In an attempt to rescue a 2020-21 sports year, the Minnesota State High School League announced Tuesday it was pushing football and volleyball off the fall calendar, with the hope of playing shortened schedules next spring.

It seems to me volleyball is a victim of the inherent close-contact dangers of football, and the state league's eternal search for gender equity for all sports. If you're going to lose the No. l boys sport in the fall, then a reason can be found to also postpone the No. 1 girls sport.

"We've had a couple of informal volleyball events in the past couple of weeks, without the coaches," Miah said. "Four teams with only 10 players on each team, everyone masked in warmups, on the sideline.

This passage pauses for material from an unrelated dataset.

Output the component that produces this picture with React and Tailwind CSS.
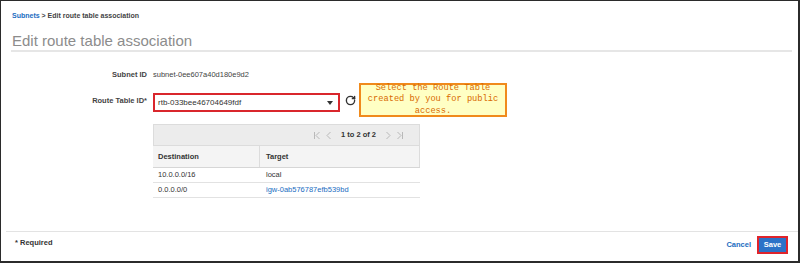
import { RotateCw } from 'lucide-react';

function FirstIcon() {
  return (
    <svg width="8" height="9" viewBox="0 0 8 9" fill="none" stroke="#b9b9b9" strokeWidth="1">
      <path d="M1.5 1v7" />
      <path d="M6.5 1 3 4.5 6.5 8" />
    </svg>
  );
}

function PrevIcon() {
  return (
    <svg width="6" height="9" viewBox="0 0 6 9" fill="none" stroke="#b9b9b9" strokeWidth="1">
      <path d="M4.5 1 1 4.5 4.5 8" />
    </svg>
  );
}

function NextIcon() {
  return (
    <svg width="6" height="9" viewBox="0 0 6 9" fill="none" stroke="#b9b9b9" strokeWidth="1">
      <path d="M1.5 1 5 4.5 1.5 8" />
    </svg>
  );
}

function LastIcon() {
  return (
    <svg width="8" height="9" viewBox="0 0 8 9" fill="none" stroke="#b9b9b9" strokeWidth="1">
      <path d="M1.5 1 5 4.5 1.5 8" />
      <path d="M6.5 1v7" />
    </svg>
  );
}

const routes = [
  { dest: '10.0.0.0/16', target: 'local', link: false },
  { dest: '0.0.0.0/0', target: 'igw-0ab576787efb539bd', link: true },
];

export default function App() {
  return (
    <div className="w-[800px] h-[263px] bg-white border-t border-l border-r-2 border-b-2 border-[#2b2b2b] flex flex-col font-['Liberation_Sans',Arial,sans-serif] text-[#444]">
      {/* breadcrumb */}
      <div className="pl-[11px] pt-[10px] text-[7px] leading-[10px] font-bold">
        <a className="text-[#1a6dbf]">Subnets</a> &gt; Edit route table association
      </div>
      <h1 className="mt-[11px] ml-[10px] mr-[6px] pl-[1px] text-[15px] leading-[18px] text-[#8c8c8c] border-b-2 border-[#e6e6e6]">
        Edit route table association
      </h1>

      <div className="flex-1 flex flex-col">
        <div className="mt-[18px] flex items-center text-[7.5px] leading-[10px]">
          <span className="w-[146px] text-right font-bold">Subnet ID</span>
          <span className="ml-[6px]">subnet-0ee607a40d180e9d2</span>
        </div>

        <div className="mt-[3px] flex items-start">
          <span className="w-[146px] mt-[13px] text-right font-bold text-[7.5px] leading-[10px]">Route Table ID*</span>
          <div className="ml-[6px] mt-[10px] w-[187px] h-[19px] border-2 border-[#d9262c] flex items-center justify-between pl-[3px] pr-[5px] text-[8px] text-[#333]">
            <span>rtb-033bee46704649fdf</span>
            <svg width="6" height="4" viewBox="0 0 6 4">
              <path d="M0 0h6L3 4z" fill="#333" />
            </svg>
          </div>
          <RotateCw className="ml-[5px] mt-[12px]" size={11} strokeWidth={3} color="#333" />
          <div className="ml-[3px] w-[148px] h-[34px] border-2 border-[#f08a1c] bg-[#ffffc4] flex items-center justify-center text-center font-['Liberation_Mono',monospace] text-[8.7px] leading-[11.5px] text-[#d86a00]">
            Select the Route Table
            <br />
            created by you for public
            <br />
            access.
          </div>
        </div>

        <div className="mt-[7px] ml-[152px] w-[267px] text-[7.5px] leading-[10px]">
          <div className="h-[22px] bg-[#ececec] border border-[#dcdcdc] flex items-center justify-end pr-[15px] gap-[5px]">
            <FirstIcon />
            <PrevIcon />
            <span className="mx-[4px] font-bold text-[#333]">1 to 2 of 2</span>
            <NextIcon />
            <LastIcon />
          </div>
          <div className="grid grid-cols-[107px_1fr] h-[22px] bg-[#f4f4f4] border-b border-[#d6d6d6] font-bold text-[#333]">
            <div className="flex items-center pl-[5px] border-r border-[#dcdcdc]">Destination</div>
            <div className="flex items-center pl-[6px] border-r border-[#dcdcdc]">Target</div>
          </div>
          {routes.map((r) => (
            <div key={r.dest} className="grid grid-cols-[107px_1fr] h-[15px] border-b border-[#e2e2e2] text-[#333]">
              <div className="flex items-center pl-[5px]">{r.dest}</div>
              <div className={r.link ? 'flex items-center pl-[6px] text-[#1a6dbf]' : 'flex items-center pl-[6px]'}>{r.target}</div>
            </div>
          ))}
        </div>
      </div>

      <div className="h-[30px] ml-[5px] border-t border-[#e3e3e3] flex items-start justify-between pr-[10px]">
        <span className="pl-[9px] pt-[6px] text-[7.5px] leading-[10px] font-bold text-[#333]">* Required</span>
        <div className="flex items-start">
          <a className="mt-[8px] text-[7.5px] leading-[10px] font-bold text-[#1a6dbf]">Cancel</a>
          <div className="ml-[6px] mt-[4px] w-[31px] h-[18px] border-2 border-[#e0242b] bg-[#2c72c7] flex items-center justify-center text-white font-bold text-[7.5px]">
            Save
          </div>
        </div>
      </div>
    </div>
  );
}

It seemed very safe."

No edge to those words, no bitterness, just an all-around athlete's thoughts on the subject.

Talking to Miah and hearing anecdotal evidence from coaches and administrators, I get the impression high school athletes are going to take this change to their norm in much more so-it-goes fashion than are some outraged parents.

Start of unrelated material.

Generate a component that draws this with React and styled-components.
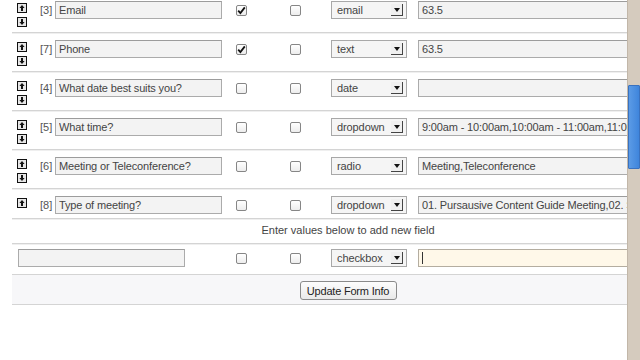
import React from "react";
import styled, { createGlobalStyle } from "styled-components";

const Global = createGlobalStyle`
  html, body { margin: 0; padding: 0; background: #fff; }
  body { font-family: "Liberation Sans", Arial, sans-serif; font-size: 11px; color: #333; }
  #root { height: 360px; }
`;

const Page = styled.div`
  display: flex;
  width: 640px;
  height: 360px;
  overflow: hidden;
  background: #fff;
`;

const Main = styled.div`
  flex: 1;
  overflow: hidden;
`;

const Table = styled.div`
  width: 672px;
  margin: -6px 0 0 12px;
`;

const Row = styled.div`
  display: grid;
  grid-template-columns: 28px 15px 181px 54px 41px 87px 1fr;
  align-items: start;
  padding: 7px 0 ${(p) => (p.$last ? 4 : 5)}px;
  border-bottom: 1px solid #d4d4d4;
  box-shadow: 0 1px 0 #efefef;
`;

const Arrows = styled.div`
  display: flex;
  flex-direction: column;
  gap: 4px;
  padding: 2px 0 0 5px;
`;

const Index = styled.span`
  color: #555;
  line-height: 18px;
  font-size: 11px;
`;

const TextBox = styled.input`
  box-sizing: border-box;
  width: ${(p) => p.$w || 167}px;
  height: 18px;
  margin: 0;
  padding: 0 3px;
  border: 1px solid #ababab;
  border-top-color: #9c9c9c;
  background: #f3f3f3;
  font-family: "Liberation Sans", Arial, sans-serif;
  font-size: 11px;
  letter-spacing: -0.15px;
  color: #444;
  outline: none;
`;

const Box = styled.span`
  display: inline-flex;
  align-items: center;
  justify-content: center;
  box-sizing: border-box;
  width: 11px;
  height: 11px;
  margin-top: 4px;
  border: 1px solid #868686;
  border-radius: 2px;
  background: linear-gradient(#ffffff, #ededed);
`;

const Select = styled.div`
  box-sizing: border-box;
  width: 76px;
  height: 18px;
  display: flex;
  align-items: center;
  justify-content: space-between;
  padding: 0 3px 0 5px;
  border: 1px solid #a8a8a8;
  background: #f5f5f5;
  color: #444;
  font-size: 11px;
  letter-spacing: -0.1px;
`;

const SelectButton = styled.span`
  box-sizing: border-box;
  width: 12px;
  height: 12px;
  display: flex;
  align-items: center;
  justify-content: center;
  border-right: 1px solid #444;
  border-bottom: 1px solid #444;
  background: #f0f0f0;
`;

const NoteRow = styled.div`
  text-align: center;
  color: #444;
  font-size: 11px;
  line-height: 13px;
  padding: 5px 0 6px;
  border-bottom: 1px solid #d4d4d4;
  box-shadow: 0 1px 0 #efefef;
`;

const NewRow = styled(Row)`
  padding: 5px 0 7px;
`;

const NameCell = styled.div`
  grid-column: 1 / 4;
  padding-left: 6px;
`;

const ValueField = styled.div`
  box-sizing: border-box;
  width: 258px;
  height: 18px;
  display: flex;
  align-items: center;
  padding-left: 3px;
  border: 1px solid #b4ada0;
  background: #fff8e9;
`;

const Caret = styled.span`
  display: inline-block;
  width: 1px;
  height: 12px;
  background: #333;
`;

const ActionRow = styled.div`
  display: flex;
  justify-content: center;
  padding: 6px 0 4px;
  background: #f7f7f9;
  border-bottom: 1px solid #d4d4d4;
`;

const Button = styled.button`
  box-sizing: border-box;
  width: 97px;
  height: 19px;
  padding: 0;
  margin: 0;
  border: 1px solid #8a8a8a;
  border-radius: 3px;
  background: linear-gradient(#fdfdfd, #e9e9e9);
  font-family: "Liberation Sans", Arial, sans-serif;
  font-size: 11px;
  letter-spacing: -0.2px;
  color: #222;
`;

const ScrollBar = styled.div`
  width: 13px;
  flex: none;
  box-sizing: border-box;
  background: #d5cbbe;
  border-left: 1px solid #c2b7a9;
  padding-top: 85px;
`;

const Thumb = styled.div`
  height: 82px;
  background: linear-gradient(90deg, #5b9be6, #3f85dc);
  border: 1px solid #3a72bf;
  border-radius: 1px;
`;

const ArrowIcon = ({ down }) => (
  <svg width="10" height="10" viewBox="0 0 10 10" style={down ? { transform: "rotate(180deg)" } : undefined}>
    <rect x="0.5" y="0.5" width="9" height="9" fill="#e6e6e6" stroke="#111" />
    <path d="M5 2 L7.6 5 H6 V8 H4 V5 H2.4 Z" fill="#111" />
  </svg>
);

const Check = ({ checked }) => (
  <Box>
    {checked && (
      <svg width="9" height="9" viewBox="0 0 9 9">
        <path d="M1.2 4.6 L3.4 7 L7.8 1.4" fill="none" stroke="#111" strokeWidth="1.8" />
      </svg>
    )}
  </Box>
);

const Dropdown = ({ value }) => (
  <Select>
    <span>{value}</span>
    <SelectButton>
      <svg width="6" height="4" viewBox="0 0 6 4">
        <path d="M0 0 H6 L3 4 Z" fill="#111" />
      </svg>
    </SelectButton>
  </Select>
);

const fields = [
  { id: 3, name: "Email", req: true, type: "email", value: "63.5", down: true },
  { id: 7, name: "Phone", req: true, type: "text", value: "63.5", down: true },
  { id: 4, name: "What date best suits you?", req: false, type: "date", value: "", down: true },
  { id: 5, name: "What time?", req: false, type: "dropdown", value: "9:00am - 10:00am,10:00am - 11:00am,11:00am - 12:00pm", down: true },
  { id: 6, name: "Meeting or Teleconference?", req: false, type: "radio", value: "Meeting,Teleconference", down: true },
  { id: 8, name: "Type of meeting?", req: false, type: "dropdown", value: "01. Pursausive Content Guide Meeting,02. Strategy Meeting", down: false },
];

export default function App() {
  return (
    <>
      <Global />
      <Page>
        <Main>
          <Table>
            {fields.map((f) => (
              <Row key={f.id} $last={!f.down}>
                <Arrows>
                  <ArrowIcon />
                  {f.down && <ArrowIcon down />}
                </Arrows>
                <Index>[{f.id}]</Index>
                <div>
                  <TextBox readOnly value={f.name} />
                </div>
                <div>
                  <Check checked={f.req} />
                </div>
                <div>
                  <Check />
                </div>
                <Dropdown value={f.type} />
                <TextBox readOnly value={f.value} $w={258} />
              </Row>
            ))}
            <NoteRow>Enter values below to add new field</NoteRow>
            <NewRow>
              <NameCell>
                <TextBox readOnly value="" />
              </NameCell>
              <div>
                <Check />
              </div>
              <div>
                <Check />
              </div>
              <Dropdown value="checkbox" />
              <ValueField>
                <Caret />
              </ValueField>
            </NewRow>
            <ActionRow>
              <Button type="button">Update Form Info</Button>
            </ActionRow>
          </Table>
        </Main>
        <ScrollBar>
          <Thumb />
        </ScrollBar>
      </Page>
    </>
  );
}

"Basketball might be my main sport, but I've always loved volleyball — loved that it took us back to school in the fall," Miah said. "I loved our intense matches in one of the best conferences [Wright County] in our class in the state, loved getting dressed up on Friday nights for football games, loved it all.

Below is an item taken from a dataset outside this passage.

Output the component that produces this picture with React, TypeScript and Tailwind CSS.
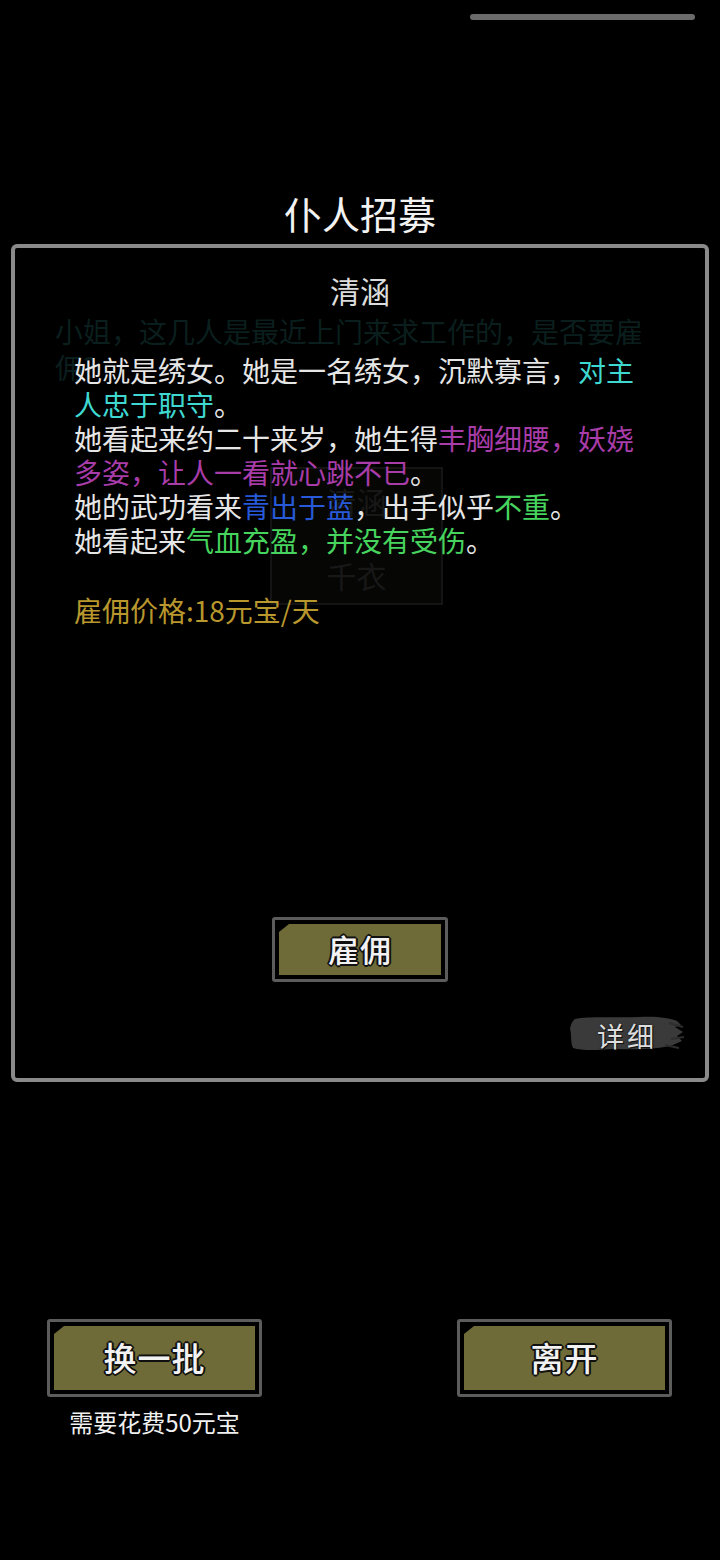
import React from 'react';

const FONT = '[font-family:"Noto_Sans_CJK_SC","Noto_Sans",sans-serif]';

type Seg = { t: string; c?: string };

const lines: Seg[][] = [
  [{ t: '她就是绣女。她是一名绣女，沉默寡言，' }, { t: '对主', c: 'text-[#3fd8d0]' }],
  [{ t: '人忠于职守', c: 'text-[#3fd8d0]' }, { t: '。' }],
  [{ t: '她看起来约二十来岁，她生得' }, { t: '丰胸细腰，妖娆', c: 'text-[#a83ca8]' }],
  [{ t: '多姿，让人一看就心跳不已', c: 'text-[#a83ca8]' }, { t: '。' }],
  [
    { t: '她的武功看来' },
    { t: '青出于蓝', c: 'text-[#2759d8]' },
    { t: '，出手似乎' },
    { t: '不重', c: 'text-[#46d45e]' },
    { t: '。' },
  ],
  [{ t: '她看起来' }, { t: '气血充盈，并没有受伤', c: 'text-[#46d45e]' }, { t: '。' }],
];

const outline =
  '[text-shadow:0_0_2px_#111,1px_1px_0_#111,-1px_-1px_0_#111,1px_-1px_0_#111,-1px_1px_0_#111,2px_0_0_#111,-2px_0_0_#111,0_2px_0_#111,0_-2px_0_#111]';

const OliveButton: React.FC<{ label: string; w: string; h: string; size: string }> = ({ label, w, h, size }) => (
  <div className={`${w} ${h} border-[3px] border-[#5c5c5c] bg-black p-[4px] rounded-[3px]`}>
    <div className="w-full h-full bg-[#6f6b38] flex items-center justify-center [clip-path:polygon(10px_0,100%_0,100%_100%,0_100%,0_8px)]">
      <span className={`${size} font-medium text-[#f2f2f2] tracking-[1px] ${outline}`}>{label}</span>
    </div>
  </div>
);

export default function App() {
  return (
    <div className={`w-[720px] h-[1560px] bg-black flex flex-col ${FONT}`}>
      {/* top handle */}
      <div className="pt-[14px] flex justify-end pr-[25px]">
        <div className="w-[225px] h-[6px] rounded-full bg-[#6b6b6b]" />
      </div>

      <div className="mt-[169px] text-center text-[38px] leading-[48px] text-[#f2f2f2]">仆人招募</div>

      {/* panel */}
      <div className="relative mt-[7px] mx-[11px] w-[698px] h-[838px] border-4 border-[#8a8a8a] rounded-[6px] flex flex-col">
        {/* faint layer behind */}
        <div className="absolute inset-0 pointer-events-none">
          <div className="absolute left-[40px] top-[65px] text-[28px] leading-[36px] text-[#0a1f1d]">
            <div>小姐，这几人是最近上门来求工作的，是否要雇</div>
            <div>佣?</div>
          </div>
          <div className="absolute left-[255px] top-[219px] w-[173px] h-[138px] border-2 border-[#141414] bg-[#060605] flex flex-col items-center">
            <div className="mt-[14px] text-[30px] leading-[36px] text-[#181818]">清涵</div>
            <div className="mt-[38px] text-[30px] leading-[36px] text-[#181818]">千衣</div>
          </div>
        </div>

        <div className="relative mt-[22px] text-center text-[30px] leading-[40px] text-[#dcdcdc]">清涵</div>

        <div className="relative mt-[43px] pl-[59px] text-[28px] leading-[34px] text-[#e6e6e6]">
          {lines.map((l, i) => (
            <div key={i} className="whitespace-nowrap">
              {l.map((s, j) => (
                <span key={j} className={s.c}>
                  {s.t}
                </span>
              ))}
            </div>
          ))}
          <div className="h-[36px]" />
          <div className="text-[#b8972c]">雇佣价格:18元宝/天</div>
        </div>

        <div className="relative mt-[290px] flex justify-center">
          <OliveButton label="雇佣" w="w-[176px]" h="h-[65px]" size="text-[31px]" />
        </div>

        <div className="relative mt-[33px] flex justify-end pr-[20px]">
          <div className="relative w-[116px] h-[38px] flex items-center justify-center">
            <svg className="absolute inset-0" width="116" height="38" viewBox="0 0 116 38">
              <path
                d="M6 4 C20 1 45 3 70 2 C88 1 100 3 108 6 L112 10 L106 12 L114 17 L108 21 L113 26 L104 30 C90 34 70 35 45 34 C28 35 14 36 4 33 C1 26 3 20 1 14 C2 9 3 6 6 4 Z"
                fill="#3a3a3a"
              />
              <path d="M100 8 L114 12 M102 24 L115 22 M96 30 L110 33" stroke="#2e2e2e" strokeWidth="2" />
            </svg>
            <span className="relative mt-[3px] text-[27px] leading-[34px] text-[#dedede] tracking-[3px] [text-shadow:0_0_2px_#111,1px_1px_0_#111]">
              详细
            </span>
          </div>
        </div>
      </div>

      {/* bottom buttons */}
      <div className="mt-[237px] flex justify-between pl-[47px] pr-[48px]">
        <div className="flex flex-col items-center">
          <OliveButton label="换一批" w="w-[215px]" h="h-[78px]" size="text-[33px]" />
          <div className="mt-[9px] text-[24px] leading-[32px] text-[#f0f0f0]">需要花费50元宝</div>
        </div>
        <OliveButton label="离开" w="w-[215px]" h="h-[78px]" size="text-[33px]" />
      </div>
    </div>
  );
}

"Now, I'm looking for something different. Maybe I'll try tennis. My sister MaKenna played tennis when she was a sophomore, and I'd go to the court and volley with her."

You run relays and throw the shot in track. Cross-country?

"I have friends on the cross-country team telling me that, saying, 'It would be good for you, Miah,' " she said. "It might, but just going out for a long run … I don't think that fits me.

"If I'm going to try a sport during this strange fall, it should be fun. Why not tennis?"